The English juries are only defective in one point relative to the Scottish juries. In England the whole jury must be unanimous. This makes the work of a juryman very disagreeable.

  • A case may appear to you more clearly than it does to me.
  • Or it may really be different from what it appears to either of us, yet we need to agree.
    • As a result, one of us should swear contrary to our conscience.
    • In criminal causes, there is little danger since we are generally disposed to favour innocence and to preserve life.
    • But in civil cases, people are not so much troubled.
      • They are not so much disposed to favour.
      • Many of them are exceedingly doubtful.

People of fashion are not fond of meddling in a jury with such inconveniences. Therefore, only the meaner sort of people become jurors. A great man would not choose to be so often called and treated in such a way. In this case, the law providing for security has done too much.

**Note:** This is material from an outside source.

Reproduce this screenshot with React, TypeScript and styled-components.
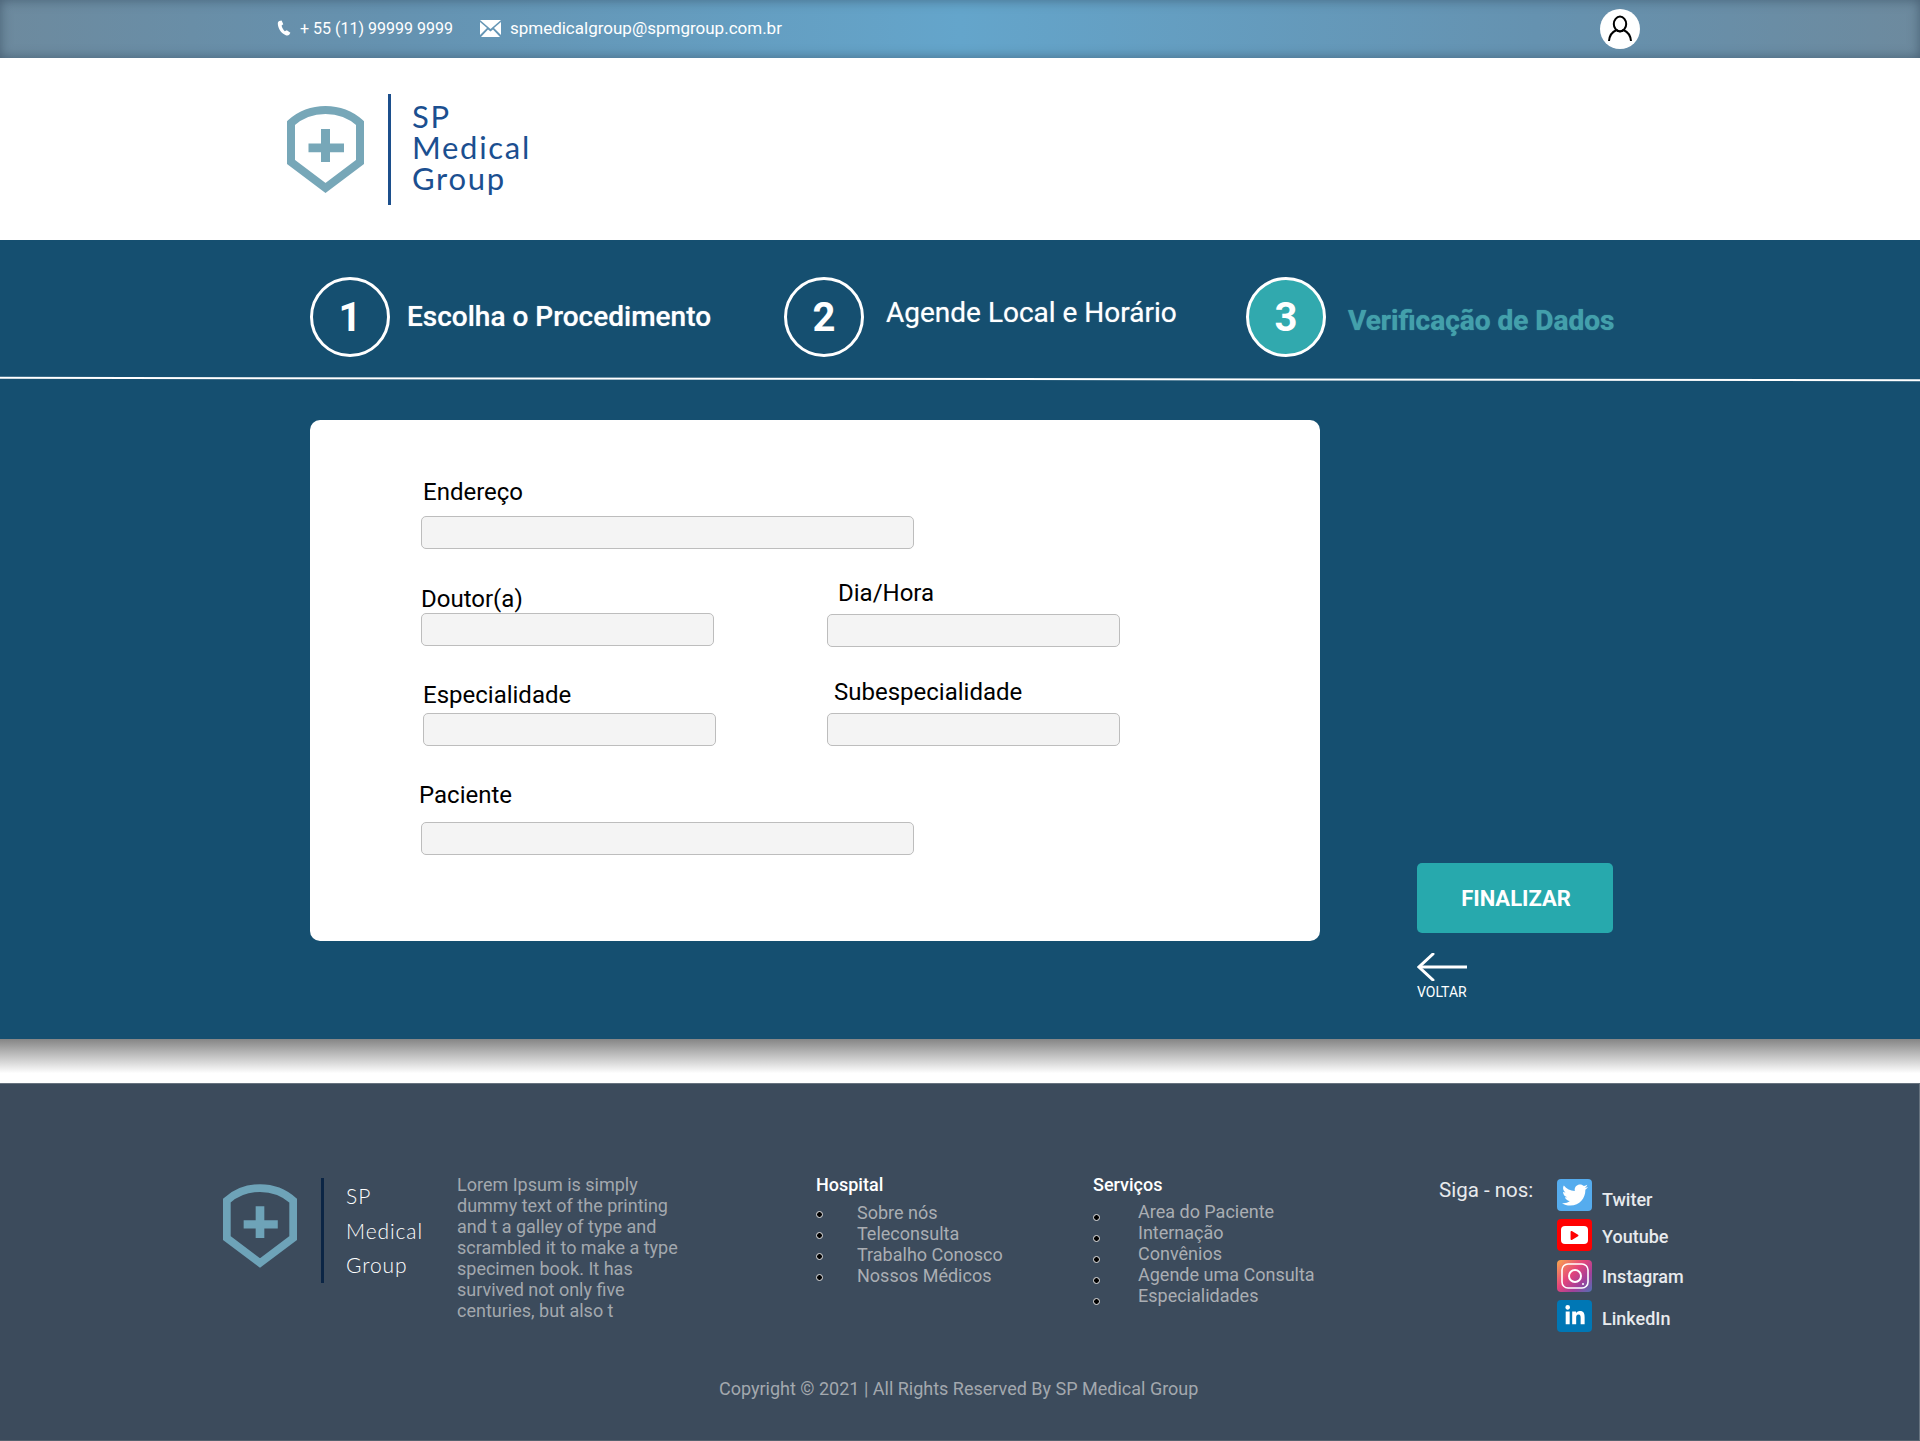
import React from "react";
import styled, { createGlobalStyle } from "styled-components";
import { FaLinkedinIn, FaPlay, FaTwitter } from "react-icons/fa";

const GlobalStyle = createGlobalStyle`
  html, body {
    margin: 0;
    padding: 0;
    background: #fff;
    font-family: Roboto, "Liberation Sans", sans-serif;
  }
  * {
    box-sizing: border-box;
  }
`;

const ShieldLogo: React.FC<{ color: string; width: number; height: number }> = ({
  color,
  width,
  height,
}) => (
  <svg width={width} height={height} viewBox="0 0 77 87">
    <path
      d="M4 17 C14 8 26 4 38.5 4 C51 4 63 8 73 17 V56 L38.5 82 L4 56 Z"
      fill="none"
      stroke={color}
      strokeWidth="8"
    />
    <path d="M34 23 H43 V37.5 H57 V46.2 H43 V56 H34 V46.2 H21.5 V37.5 H34 Z" fill={color} />
  </svg>
);

const App: React.FC = () => {
  const hospital = ["Sobre nós", "Teleconsulta", "Trabalho Conosco", "Nossos Médicos"];
  const servicos = [
    "Area do Paciente",
    "Internação",
    "Convênios",
    "Agende uma Consulta",
    "Especialidades",
  ];

  return (
    <Page>
      <GlobalStyle />
      <TopBar>
        <ContactItem>
          <svg width="15" height="16" viewBox="0 0 15 16" fill="#fff">
            <path d="M2.2 1 L4.6 0.4 L6.3 4.3 L4.6 5.6 C4.9 7.6 6.2 10 7.8 11.2 L9.8 10.2 L13.4 12.8 L12.2 14.8 C11.4 15.7 10 15.8 8.8 15.3 C4 13.4 0.9 8.4 0.8 3.6 C0.8 2.5 1.3 1.5 2.2 1 Z" />
          </svg>
          <span>+ 55 (11) 99999 9999</span>
        </ContactItem>
        <ContactItem $gap={9}>
          <svg width="21" height="17" viewBox="0 0 21 17">
            <path d="M0 0 H21 L10.5 9 Z" fill="#fff" />
            <path d="M0 2 L7 8 L0 15 Z" fill="#fff" />
            <path d="M21 2 L14 8 L21 15 Z" fill="#fff" />
            <path d="M1 17 L8 9.5 L10.5 11.5 L13 9.5 L20 17 Z" fill="#fff" />
          </svg>
          <EmailText>spmedicalgroup@spmgroup.com.br</EmailText>
        </ContactItem>
        <UserButton>
          <svg width="26" height="28" viewBox="0 0 26 28" fill="none" stroke="#000" strokeWidth="2">
            <ellipse cx="13" cy="9" rx="6.2" ry="7.4" />
            <path d="M9.5 15 C5 17 2.4 21 2 26" />
            <path d="M16.5 15 C21 17 23.6 21 24 26" />
            <path d="M9.5 15 C11.5 16.8 14.5 16.8 16.5 15" />
          </svg>
        </UserButton>
      </TopBar>

      <Header>
        <ShieldLogo color="#77a7b8" width={77} height={87} />
        <LogoBar />
        <LogoText>
          <span>SP</span>
          <span>Medical</span>
          <span>Group</span>
        </LogoText>
      </Header>

      <Main>
        <Steps>
          <Step $width={474}>
            <StepCircle>1</StepCircle>
            <StepLabel $weight={500} $left={17} $shift={-2}>
              Escolha o Procedimento
            </StepLabel>
          </Step>
          <Step $width={462}>
            <StepCircle>2</StepCircle>
            <StepLabel $weight={400} $left={22} $shift={-9}>
              Agende Local e Horário
            </StepLabel>
          </Step>
          <Step>
            <StepCircle $active>3</StepCircle>
            <StepLabel $weight={700} $left={22} $shift={6} $active>
              Verificação de Dados
            </StepLabel>
          </Step>
        </Steps>
        <Divider />

        <Content>
          <FormCard>
            <FormRow>
              <Field>
                <FieldLabel $indent={2} $gap={10}>
                  Endereço
                </FieldLabel>
                <FieldInput $wide readOnly />
              </Field>
            </FormRow>
            <FormRow $top={30}>
              <Field $offsetTop={6}>
                <FieldLabel>Doutor(a)</FieldLabel>
                <FieldInput readOnly />
              </Field>
              <Field>
                <FieldLabel $indent={11} $gap={7}>
                  Dia/Hora
                </FieldLabel>
                <FieldInput readOnly />
              </Field>
            </FormRow>
            <FormRow $top={31}>
              <Field $offsetTop={3} $offsetLeft={2}>
                <FieldLabel $gap={4}>Especialidade</FieldLabel>
                <FieldInput readOnly />
              </Field>
              <Field>
                <FieldLabel $indent={7} $gap={7}>
                  Subespecialidade
                </FieldLabel>
                <FieldInput readOnly />
              </Field>
            </FormRow>
            <FormRow $top={35}>
              <Field>
                <FieldLabel $indent={-2} $gap={13}>
                  Paciente
                </FieldLabel>
                <FieldInput $wide readOnly />
              </Field>
            </FormRow>
          </FormCard>

          <SideActions>
            <FinishButton>FINALIZAR</FinishButton>
            <BackLink>
              <svg width="50" height="28" viewBox="0 0 50 28" fill="none" stroke="#fff" strokeWidth="3">
                <path d="M50 14 H2" />
                <path d="M16 1 L2 14 L16 27" strokeLinecap="round" />
              </svg>
              <span>VOLTAR</span>
            </BackLink>
          </SideActions>
        </Content>
      </Main>

      <FadeStrip />

      <Footer>
        <FooterColumns>
          <FooterLogo>
            <ShieldLogo color="#6ea3b8" width={74} height={84} />
            <FooterLogoBar />
            <FooterLogoText>
              <span>SP</span>
              <span>Medical</span>
              <span>Group</span>
            </FooterLogoText>
          </FooterLogo>

          <FooterAbout>
            Lorem Ipsum is simply dummy text of the printing and t a galley of type and scrambled it
            to make a type specimen book. It has survived not only five centuries, but also t
          </FooterAbout>

          <LinkColumn $width={277}>
            <LinkTitle>Hospital</LinkTitle>
            <LinkList>
              {hospital.map((item) => (
                <LinkItem key={item} $indent={41}>
                  <Bullet $drop={9} />
                  {item}
                </LinkItem>
              ))}
            </LinkList>
          </LinkColumn>

          <LinkColumn $width={346}>
            <LinkTitle>Serviços</LinkTitle>
            <LinkList $top={-1}>
              {servicos.map((item) => (
                <LinkItem key={item} $indent={45}>
                  <Bullet $drop={13} />
                  {item}
                </LinkItem>
              ))}
            </LinkList>
          </LinkColumn>

          <SocialColumn>
            <SocialTitle>Siga - nos:</SocialTitle>
            <SocialList>
              <SocialRow $height={40} $shift={8}>
                <SocialIcon $bg="#55acee">
                  <FaTwitter size={26} color="#fff" />
                </SocialIcon>
                <span>Twiter</span>
              </SocialRow>
              <SocialRow $height={41} $shift={5}>
                <SocialIcon $bg="#ff0000">
                  <YoutubeFrame>
                    <FaPlay size={9} color="#ff0000" />
                  </YoutubeFrame>
                </SocialIcon>
                <span>Youtube</span>
              </SocialRow>
              <SocialRow $height={40} $shift={4}>
                <SocialIcon $bg="linear-gradient(135deg, #f9a84d 0%, #e5457a 42%, #a2409a 70%, #4f71b5 100%)">
                  <svg width="28" height="26" viewBox="0 0 28 26" fill="none" stroke="#fff" strokeWidth="1.6">
                    <rect x="1" y="1" width="26" height="24" rx="6" />
                    <circle cx="14" cy="13" r="6" strokeWidth="2" />
                    <circle cx="22" cy="21" r="1" fill="#fff" stroke="none" />
                  </svg>
                </SocialIcon>
                <span>Instagram</span>
              </SocialRow>
              <SocialRow $height={32} $shift={6}>
                <SocialIcon $bg="#0077b5">
                  <FaLinkedinIn size={22} color="#fff" />
                </SocialIcon>
                <span>LinkedIn</span>
              </SocialRow>
            </SocialList>
          </SocialColumn>
        </FooterColumns>
        <Copyright>Copyright © 2021 | All Rights Reserved By SP Medical Group</Copyright>
      </Footer>
    </Page>
  );
};

export default App;

const Page = styled.div`
  width: 1920px;
  height: 1441px;
  overflow: hidden;
`;

const TopBar = styled.div`
  height: 58px;
  padding: 0 0 2px 277px;
  display: flex;
  align-items: center;
  color: #fff;
  font-size: 16px;
  background: linear-gradient(90deg, #6d8a9e 0%, #6592b0 20%, #64a5cb 50%, #6592b0 80%, #6d8a9e 100%);
  box-shadow: inset 0 0 12px rgba(40, 60, 80, 0.55);
`;

const ContactItem = styled.div<{ $gap?: number }>`
  display: flex;
  align-items: center;
  gap: ${(p) => p.$gap ?? 8}px;
  margin-right: 27px;
`;

const EmailText = styled.span`
  font-size: 17px;
`;

const UserButton = styled.div`
  width: 40px;
  height: 40px;
  margin: 2px 0 0 791px;
  border-radius: 50%;
  background: #fff;
  display: flex;
  align-items: center;
  justify-content: center;
`;

const Header = styled.header`
  height: 182px;
  padding-left: 287px;
  display: flex;
  align-items: center;
  background: #fff;
`;

const LogoBar = styled.div`
  width: 3px;
  height: 111px;
  margin-left: 24px;
  background: #1c4f8c;
`;

const LogoText = styled.div`
  margin: -4px 0 0 21px;
  display: flex;
  flex-direction: column;
  font-family: Lato, "Liberation Sans", sans-serif;
  font-size: 31px;
  line-height: 31px;
  letter-spacing: 1.7px;
  color: #1b4f90;
`;

const Main = styled.main`
  height: 799px;
  padding-top: 37px;
  background: #154f70;
`;

const Steps = styled.div`
  padding-left: 310px;
  display: flex;
`;

const Step = styled.div<{ $width?: number }>`
  width: ${(p) => (p.$width ? `${p.$width}px` : "auto")};
  display: flex;
  align-items: center;
`;

const StepCircle = styled.div<{ $active?: boolean }>`
  width: 80px;
  height: 80px;
  flex: none;
  border: 3px solid #fff;
  border-radius: 50%;
  background: ${(p) => (p.$active ? "#31a9ae" : "transparent")};
  color: #fff;
  display: flex;
  align-items: center;
  justify-content: center;
  font-size: 40px;
  font-weight: 700;
`;

const StepLabel = styled.div<{ $weight: number; $left: number; $shift: number; $active?: boolean }>`
  margin-left: ${(p) => p.$left}px;
  margin-top: ${(p) => p.$shift}px;
  font-size: 28px;
  font-weight: ${(p) => p.$weight};
  color: ${(p) => (p.$active ? "#43a0ab" : "#fff")};
  white-space: nowrap;
  text-shadow: 0 0 1px ${(p) => (p.$active ? "#43a0ab" : "rgba(255, 255, 255, 0.6)")};
`;

const Divider = styled.div`
  height: 2px;
  margin-top: 21px;
  background: #fff;
  transform: rotate(0.07deg);
`;

const Content = styled.div`
  margin-top: 40px;
  padding-left: 310px;
  display: flex;
  align-items: flex-start;
`;

const FormCard = styled.div`
  width: 1010px;
  height: 521px;
  padding: 58px 0 0 111px;
  background: #fff;
  border-radius: 10px;
`;

const FormRow = styled.div<{ $top?: number }>`
  margin-top: ${(p) => p.$top ?? 0}px;
  display: grid;
  grid-template-columns: 406px 293px;
  align-items: start;
`;

const Field = styled.div<{ $offsetTop?: number; $offsetLeft?: number }>`
  margin-top: ${(p) => p.$offsetTop ?? 0}px;
  margin-left: ${(p) => p.$offsetLeft ?? 0}px;
`;

const FieldLabel = styled.div<{ $indent?: number; $gap?: number }>`
  height: 28px;
  margin-left: ${(p) => p.$indent ?? 0}px;
  margin-bottom: ${(p) => p.$gap ?? 0}px;
  font-size: 24px;
  line-height: 28px;
  color: #000;
  white-space: nowrap;
`;

const FieldInput = styled.input<{ $wide?: boolean }>`
  display: block;
  width: ${(p) => (p.$wide ? "493px" : "293px")};
  height: 33px;
  padding: 0 8px;
  background: #f4f4f4;
  border: 1.5px solid #bdbdbd;
  border-radius: 5px;
  outline: none;
`;

const SideActions = styled.div`
  margin-top: 443px;
  margin-left: 97px;
  display: flex;
  flex-direction: column;
`;

const FinishButton = styled.button`
  width: 196px;
  height: 70px;
  padding: 0 0 0 2px;
  border: none;
  border-radius: 5px;
  background: #27a9ad;
  color: #fff;
  font-family: Roboto, sans-serif;
  font-size: 22px;
  font-weight: 700;
`;

const BackLink = styled.div`
  width: 50px;
  margin-top: 20px;
  display: flex;
  flex-direction: column;
  color: #fff;
  font-size: 14px;
  line-height: 16px;
  span {
    margin-top: 3px;
  }
`;

const FadeStrip = styled.div`
  height: 44px;
  background: linear-gradient(180deg, #858585 0%, #c4c4c4 40%, #fff 78%, #fff 100%);
`;

const Footer = styled.footer`
  height: 358px;
  padding-top: 94px;
  background: #3c4b5c;
  border-top: 1px solid #67737f;
  border-right: 1px solid #67737f;
  border-bottom: 1px solid #55626f;
`;

const FooterColumns = styled.div`
  padding-left: 223px;
  display: flex;
  align-items: flex-start;
`;

const FooterLogo = styled.div`
  width: 234px;
  display: flex;
  align-items: flex-start;
  svg {
    margin-top: 6px;
  }
`;

const FooterLogoBar = styled.div`
  width: 3px;
  height: 105px;
  margin-left: 24px;
  background: #0b2545;
`;

const FooterLogoText = styled.div`
  margin-left: 22px;
  padding-top: 1px;
  display: flex;
  flex-direction: column;
  font-family: Lato, "Liberation Sans", sans-serif;
  font-weight: 300;
  font-size: 21px;
  line-height: 34.6px;
  letter-spacing: 0.9px;
  color: #fff;
`;

const FooterAbout = styled.p`
  width: 240px;
  margin: -4px 119px 0 0;
  font-size: 18px;
  line-height: 21px;
  color: #a3a8ae;
`;

const LinkColumn = styled.div<{ $width: number }>`
  width: ${(p) => p.$width}px;
  margin-top: -4px;
`;

const LinkTitle = styled.div`
  font-size: 18px;
  font-weight: 500;
  line-height: 21px;
  color: #fff;
`;

const LinkList = styled.ul<{ $top?: number }>`
  margin: ${(p) => 7 + (p.$top ?? 0)}px 0 0;
  padding: 0;
  list-style: none;
`;

const LinkItem = styled.li<{ $indent: number }>`
  display: flex;
  align-items: flex-start;
  height: 21px;
  font-size: 18px;
  line-height: 21px;
  color: #aaaeb3;
  gap: ${(p) => p.$indent - 7}px;
`;

const Bullet = styled.i<{ $drop: number }>`
  width: 7px;
  height: 7px;
  flex: none;
  margin-top: ${(p) => p.$drop}px;
  border: 1.5px solid #e6e6e6;
  border-radius: 50%;
  background: #000;
`;

const SocialColumn = styled.div`
  margin-top: 1px;
  display: flex;
  align-items: flex-start;
`;

const SocialTitle = styled.div`
  width: 118px;
  font-size: 20.5px;
  line-height: 23px;
  color: #e8eaed;
  white-space: nowrap;
`;

const SocialList = styled.div`
  display: flex;
  flex-direction: column;
`;

const SocialRow = styled.div<{ $height: number; $shift: number }>`
  height: ${(p) => p.$height}px;
  display: flex;
  align-items: flex-start;
  font-size: 18px;
  font-weight: 500;
  color: #e8eaed;
  span {
    margin-left: 10px;
    margin-top: ${(p) => p.$shift + 2}px;
    line-height: 21px;
  }
`;

const SocialIcon = styled.div<{ $bg: string }>`
  width: 35px;
  height: 32px;
  flex: none;
  border-radius: 4px;
  background: ${(p) => p.$bg};
  display: flex;
  align-items: center;
  justify-content: center;
`;

const YoutubeFrame = styled.div`
  width: 27px;
  height: 18px;
  border-radius: 4px;
  background: #fff;
  display: flex;
  align-items: center;
  justify-content: center;
`;

const Copyright = styled.div`
  margin-top: 46px;
  padding-left: 719px;
  font-size: 18px;
  line-height: 21px;
  color: #a3a8ae;
`;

In Scotland, unanimity is not required and so the work is not so disagreeable. Even if a person differs from the majority, he may stand by his opinion. The people of the highest rank are willing to be jurors.

In cases that come before the court of chancery, no jury is required. The court of session in Scotland has removed juries in civil causes.

Besides the courts mentioned, there were others created by the king’s patent. Henry 8th created three.

  1. The court of high commission judged ecclesiastics
  2. The court of star chamber judged cases less than death
  3. The court of wardship took care of the king’s interest in these emoluments
  • This was removed by Charles II who accepted a sum for the whole.

Nowadays, the king cannot create a court without parliament’s consent. In Europe, the law is most accurate in England, because the other European parliaments are still new. The parliament of Paris was only created around the time of Henry 8th of England.

The British parliament consists of many people of great dignity. All new courts=

  • disdain to follow the former rules
  • are a great evil, because their power at first is not precisely determined.

Therefore, their decisions must be loose and inaccurate.